WHAT IS BEING ASKED —
Exactly repeat the material, dropping only the pictures.

DATA —
━━━━━━━━━━━━━━━━
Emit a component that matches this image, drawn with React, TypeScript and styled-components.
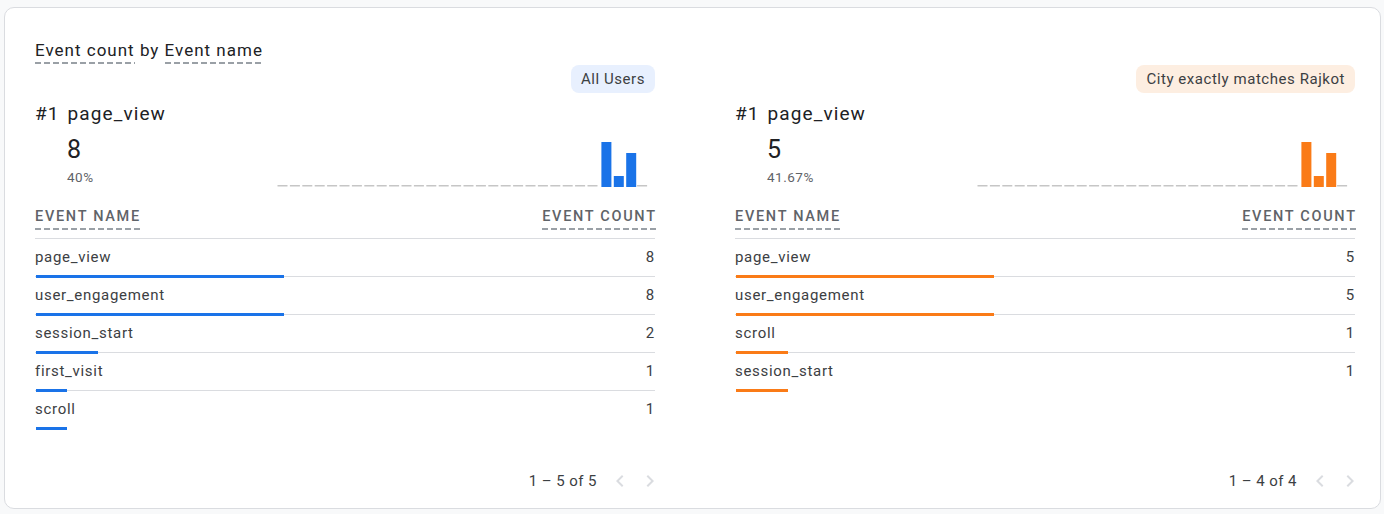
import React from "react";
import styled, { createGlobalStyle } from "styled-components";

const GlobalStyle = createGlobalStyle`
  html, body { margin: 0; padding: 0; background: #f8f9fa; }
  body { font-family: Roboto, "Noto Sans", Arial, sans-serif; color: #202124; }
  * { box-sizing: border-box; }
`;

const Page = styled.div`
  padding: 7px 3px 0 4px;
`;

const Card = styled.section`
  background: #fff;
  border: 1px solid #dadce0;
  border-radius: 10px;
  padding: 30px 25px 17px 30px;
  height: 502px;
  display: flex;
  flex-direction: column;
`;

const Title = styled.h2`
  margin: 0;
  font-size: 17px;
  letter-spacing: 1px;
  font-weight: 400;
  line-height: 24px;
  color: #202124;
  height: 27px;
`;

const Dashed = styled.span`
  padding-bottom: 4px;
  background-image: linear-gradient(to right, #9aa0a6 0 6px, transparent 6px 9px);
  background-size: 9px 2px;
  background-repeat: repeat-x;
  background-position: 0 100%;
`;

const Panels = styled.div`
  flex: 1;
  display: grid;
  grid-template-columns: 620px 620px;
  column-gap: 80px;
`;

const Panel = styled.div`
  display: flex;
  flex-direction: column;
`;

const BadgeRow = styled.div`
  display: flex;
  justify-content: flex-end;
`;

const Badge = styled.span<{ $tone: "blue" | "orange" }>`
  height: 28px;
  line-height: 28px;
  padding: 0 10px;
  border-radius: 8px;
  font-size: 15px;
  letter-spacing: 0.55px;
  color: #3c4043;
  background: ${(p) => (p.$tone === "blue" ? "#e8f0fe" : "#fdeee1")};
`;

const TopItem = styled.div`
  margin-top: 9px;
  display: flex;
  gap: 8px;
  font-size: 19px;
  letter-spacing: 1.1px;
  line-height: 24px;
  color: #202124;
`;

const Summary = styled.div`
  display: flex;
  align-items: flex-end;
  height: 61px;
`;

const ValueBlock = styled.div`
  padding-left: 32px;
  padding-bottom: 2px;
  display: flex;
  flex-direction: column;
`;

const BigValue = styled.div`
  font-size: 25px;
  line-height: 28px;
  color: #202124;
`;

const Pct = styled.div`
  margin-top: 5px;
  font-size: 13.5px;
  letter-spacing: 0.5px;
  line-height: 16px;
  color: #5f6368;
`;

const Spark = styled.svg`
  display: block;
  margin-left: auto;
  margin-right: 4px;
`;

const HeaderRow = styled.div`
  margin-top: 20px;
  height: 32px;
  display: flex;
  justify-content: space-between;
  align-items: flex-start;
  border-bottom: 1px solid #dadce0;
  padding-top: 2px;
`;

const HeaderCell = styled.span`
  font-size: 14.5px;
  line-height: 16px;
  font-weight: 500;
  text-transform: uppercase;
  letter-spacing: 1.7px;
  margin-right: -1.7px;
  color: #5f6368;
  padding-bottom: 5px;
  background-image: linear-gradient(to right, #9aa0a6 0 6px, transparent 6px 9px);
  background-size: 9px 2px;
  background-repeat: repeat-x;
  background-position: 0 100%;
`;

const Rows = styled.div`
  flex: 1;
`;

const Row = styled.div<{ $last: boolean }>`
  position: relative;
  height: 38px;
  display: flex;
  justify-content: space-between;
  align-items: center;
  padding-bottom: 1px;
  border-bottom: 1px solid ${(p) => (p.$last ? "transparent" : "#dadce0")};
  font-size: 15px;
  letter-spacing: 0.7px;
  color: #3c4043;
`;

const Bar = styled.div<{ $color: string }>`
  position: absolute;
  left: 1px;
  bottom: -2px;
  height: 3px;
  background: ${(p) => p.$color};
`;

const Pagination = styled.div`
  margin-top: 41px;
  margin-right: -10px;
  display: flex;
  justify-content: flex-end;
  align-items: center;
  height: 20px;
`;

const PageText = styled.span`
  font-size: 15px;
  letter-spacing: 0.45px;
  color: #3c4043;
  margin-right: 8px;
`;

const PageButton = styled.button`
  width: 30px;
  height: 24px;
  padding: 0;
  border: 0;
  background: none;
  display: flex;
  align-items: center;
  justify-content: center;
`;

const Chevron = ({ dir }: { dir: "left" | "right" }) => (
  <svg width="24" height="24" viewBox="0 0 24 24">
    <path
      fill="#dadce0"
      d={
        dir === "left"
          ? "M15.41 7.41L14 6l-6 6 6 6 1.41-1.41L10.83 12z"
          : "M8.59 16.59L10 18l6-6-6-6-1.41 1.41L13.17 12z"
      }
    />
  </svg>
);

const Sparkline = ({ color }: { color: string }) => {
  const slots = 30;
  const step = 12.4;
  const bars: Record<number, number> = { 26: 45, 27: 11, 28: 34 };
  const w = 374;
  const h = 47;
  return (
    <Spark width={w} height={h} viewBox={`0 0 ${w} ${h}`}>
      {Array.from({ length: slots }).map((_, i) => {
        const x = i * step + 0.5;
        const v = bars[i];
        return v ? (
          <rect key={i} x={x + 1.5} y={h - v} width={10} height={v} fill={color} />
        ) : (
          <rect key={i} x={x} y={h - 2} width={10} height={1.5} fill="#c6c6c6" />
        );
      })}
    </Spark>
  );
};

type Item = { name: string; count: number };

const panels: {
  badge: string;
  tone: "blue" | "orange";
  color: string;
  value: number;
  pct: string;
  total: number;
  items: Item[];
  range: string;
}[] = [
  {
    badge: "All Users",
    tone: "blue",
    color: "#1a73e8",
    value: 8,
    pct: "40%",
    total: 20,
    items: [
      { name: "page_view", count: 8 },
      { name: "user_engagement", count: 8 },
      { name: "session_start", count: 2 },
      { name: "first_visit", count: 1 },
      { name: "scroll", count: 1 },
    ],
    range: "1 – 5 of 5",
  },
  {
    badge: "City exactly matches Rajkot",
    tone: "orange",
    color: "#fa7b17",
    value: 5,
    pct: "41.67%",
    total: 12,
    items: [
      { name: "page_view", count: 5 },
      { name: "user_engagement", count: 5 },
      { name: "scroll", count: 1 },
      { name: "session_start", count: 1 },
    ],
    range: "1 – 4 of 4",
  },
];

export default function App() {
  return (
    <Page>
      <GlobalStyle />
      <Card>
        <Title>
          <Dashed>Event count</Dashed> by <Dashed>Event name</Dashed>
        </Title>
        <Panels>
          {panels.map((p) => (
            <Panel key={p.badge}>
              <BadgeRow>
                <Badge $tone={p.tone}>{p.badge}</Badge>
              </BadgeRow>
              <TopItem>
                <span>#1</span>
                <span>page_view</span>
              </TopItem>
              <Summary>
                <ValueBlock>
                  <BigValue>{p.value}</BigValue>
                  <Pct>{p.pct}</Pct>
                </ValueBlock>
                <Sparkline color={p.color} />
              </Summary>
              <HeaderRow>
                <HeaderCell>Event name</HeaderCell>
                <HeaderCell>Event count</HeaderCell>
              </HeaderRow>
              <Rows>
                {p.items.map((it, i) => (
                  <Row key={it.name} $last={i === p.items.length - 1}>
                    <span>{it.name}</span>
                    <span>{it.count}</span>
                    <Bar $color={p.color} style={{ width: `${(it.count / p.total) * 620}px` }} />
                  </Row>
                ))}
              </Rows>
              <Pagination>
                <PageText>{p.range}</PageText>
                <PageButton aria-label="Previous">
                  <Chevron dir="left" />
                </PageButton>
                <PageButton aria-label="Next">
                  <Chevron dir="right" />
                </PageButton>
              </Pagination>
            </Panel>
          ))}
        </Panels>
      </Card>
    </Page>
  );
}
━━━━━━━━━━━━━━━━
ANSWER BELOW —
Emit a component that matches this image, drawn with React, TypeScript and styled-components.
import React from "react";
import styled, { createGlobalStyle } from "styled-components";

const GlobalStyle = createGlobalStyle`
  html, body { margin: 0; padding: 0; background: #f8f9fa; }
  body { font-family: Roboto, "Noto Sans", Arial, sans-serif; color: #202124; }
  * { box-sizing: border-box; }
`;

const Page = styled.div`
  padding: 7px 3px 0 4px;
`;

const Card = styled.section`
  background: #fff;
  border: 1px solid #dadce0;
  border-radius: 10px;
  padding: 30px 25px 17px 30px;
  height: 502px;
  display: flex;
  flex-direction: column;
`;

const Title = styled.h2`
  margin: 0;
  font-size: 17px;
  letter-spacing: 1px;
  font-weight: 400;
  line-height: 24px;
  color: #202124;
  height: 27px;
`;

const Dashed = styled.span`
  padding-bottom: 4px;
  background-image: linear-gradient(to right, #9aa0a6 0 6px, transparent 6px 9px);
  background-size: 9px 2px;
  background-repeat: repeat-x;
  background-position: 0 100%;
`;

const Panels = styled.div`
  flex: 1;
  display: grid;
  grid-template-columns: 620px 620px;
  column-gap: 80px;
`;

const Panel = styled.div`
  display: flex;
  flex-direction: column;
`;

const BadgeRow = styled.div`
  display: flex;
  justify-content: flex-end;
`;

const Badge = styled.span<{ $tone: "blue" | "orange" }>`
  height: 28px;
  line-height: 28px;
  padding: 0 10px;
  border-radius: 8px;
  font-size: 15px;
  letter-spacing: 0.55px;
  color: #3c4043;
  background: ${(p) => (p.$tone === "blue" ? "#e8f0fe" : "#fdeee1")};
`;

const TopItem = styled.div`
  margin-top: 9px;
  display: flex;
  gap: 8px;
  font-size: 19px;
  letter-spacing: 1.1px;
  line-height: 24px;
  color: #202124;
`;

const Summary = styled.div`
  display: flex;
  align-items: flex-end;
  height: 61px;
`;

const ValueBlock = styled.div`
  padding-left: 32px;
  padding-bottom: 2px;
  display: flex;
  flex-direction: column;
`;

const BigValue = styled.div`
  font-size: 25px;
  line-height: 28px;
  color: #202124;
`;

const Pct = styled.div`
  margin-top: 5px;
  font-size: 13.5px;
  letter-spacing: 0.5px;
  line-height: 16px;
  color: #5f6368;
`;

const Spark = styled.svg`
  display: block;
  margin-left: auto;
  margin-right: 4px;
`;

const HeaderRow = styled.div`
  margin-top: 20px;
  height: 32px;
  display: flex;
  justify-content: space-between;
  align-items: flex-start;
  border-bottom: 1px solid #dadce0;
  padding-top: 2px;
`;

const HeaderCell = styled.span`
  font-size: 14.5px;
  line-height: 16px;
  font-weight: 500;
  text-transform: uppercase;
  letter-spacing: 1.7px;
  margin-right: -1.7px;
  color: #5f6368;
  padding-bottom: 5px;
  background-image: linear-gradient(to right, #9aa0a6 0 6px, transparent 6px 9px);
  background-size: 9px 2px;
  background-repeat: repeat-x;
  background-position: 0 100%;
`;

const Rows = styled.div`
  flex: 1;
`;

const Row = styled.div<{ $last: boolean }>`
  position: relative;
  height: 38px;
  display: flex;
  justify-content: space-between;
  align-items: center;
  padding-bottom: 1px;
  border-bottom: 1px solid ${(p) => (p.$last ? "transparent" : "#dadce0")};
  font-size: 15px;
  letter-spacing: 0.7px;
  color: #3c4043;
`;

const Bar = styled.div<{ $color: string }>`
  position: absolute;
  left: 1px;
  bottom: -2px;
  height: 3px;
  background: ${(p) => p.$color};
`;

const Pagination = styled.div`
  margin-top: 41px;
  margin-right: -10px;
  display: flex;
  justify-content: flex-end;
  align-items: center;
  height: 20px;
`;

const PageText = styled.span`
  font-size: 15px;
  letter-spacing: 0.45px;
  color: #3c4043;
  margin-right: 8px;
`;

const PageButton = styled.button`
  width: 30px;
  height: 24px;
  padding: 0;
  border: 0;
  background: none;
  display: flex;
  align-items: center;
  justify-content: center;
`;

const Chevron = ({ dir }: { dir: "left" | "right" }) => (
  <svg width="24" height="24" viewBox="0 0 24 24">
    <path
      fill="#dadce0"
      d={
        dir === "left"
          ? "M15.41 7.41L14 6l-6 6 6 6 1.41-1.41L10.83 12z"
          : "M8.59 16.59L10 18l6-6-6-6-1.41 1.41L13.17 12z"
      }
    />
  </svg>
);

const Sparkline = ({ color }: { color: string }) => {
  const slots = 30;
  const step = 12.4;
  const bars: Record<number, number> = { 26: 45, 27: 11, 28: 34 };
  const w = 374;
  const h = 47;
  return (
    <Spark width={w} height={h} viewBox={`0 0 ${w} ${h}`}>
      {Array.from({ length: slots }).map((_, i) => {
        const x = i * step + 0.5;
        const v = bars[i];
        return v ? (
          <rect key={i} x={x + 1.5} y={h - v} width={10} height={v} fill={color} />
        ) : (
          <rect key={i} x={x} y={h - 2} width={10} height={1.5} fill="#c6c6c6" />
        );
      })}
    </Spark>
  );
};

type Item = { name: string; count: number };

const panels: {
  badge: string;
  tone: "blue" | "orange";
  color: string;
  value: number;
  pct: string;
  total: number;
  items: Item[];
  range: string;
}[] = [
  {
    badge: "All Users",
    tone: "blue",
    color: "#1a73e8",
    value: 8,
    pct: "40%",
    total: 20,
    items: [
      { name: "page_view", count: 8 },
      { name: "user_engagement", count: 8 },
      { name: "session_start", count: 2 },
      { name: "first_visit", count: 1 },
      { name: "scroll", count: 1 },
    ],
    range: "1 – 5 of 5",
  },
  {
    badge: "City exactly matches Rajkot",
    tone: "orange",
    color: "#fa7b17",
    value: 5,
    pct: "41.67%",
    total: 12,
    items: [
      { name: "page_view", count: 5 },
      { name: "user_engagement", count: 5 },
      { name: "scroll", count: 1 },
      { name: "session_start", count: 1 },
    ],
    range: "1 – 4 of 4",
  },
];

export default function App() {
  return (
    <Page>
      <GlobalStyle />
      <Card>
        <Title>
          <Dashed>Event count</Dashed> by <Dashed>Event name</Dashed>
        </Title>
        <Panels>
          {panels.map((p) => (
            <Panel key={p.badge}>
              <BadgeRow>
                <Badge $tone={p.tone}>{p.badge}</Badge>
              </BadgeRow>
              <TopItem>
                <span>#1</span>
                <span>page_view</span>
              </TopItem>
              <Summary>
                <ValueBlock>
                  <BigValue>{p.value}</BigValue>
                  <Pct>{p.pct}</Pct>
                </ValueBlock>
                <Sparkline color={p.color} />
              </Summary>
              <HeaderRow>
                <HeaderCell>Event name</HeaderCell>
                <HeaderCell>Event count</HeaderCell>
              </HeaderRow>
              <Rows>
                {p.items.map((it, i) => (
                  <Row key={it.name} $last={i === p.items.length - 1}>
                    <span>{it.name}</span>
                    <span>{it.count}</span>
                    <Bar $color={p.color} style={{ width: `${(it.count / p.total) * 620}px` }} />
                  </Row>
                ))}
              </Rows>
              <Pagination>
                <PageText>{p.range}</PageText>
                <PageButton aria-label="Previous">
                  <Chevron dir="left" />
                </PageButton>
                <PageButton aria-label="Next">
                  <Chevron dir="right" />
                </PageButton>
              </Pagination>
            </Panel>
          ))}
        </Panels>
      </Card>
    </Page>
  );
}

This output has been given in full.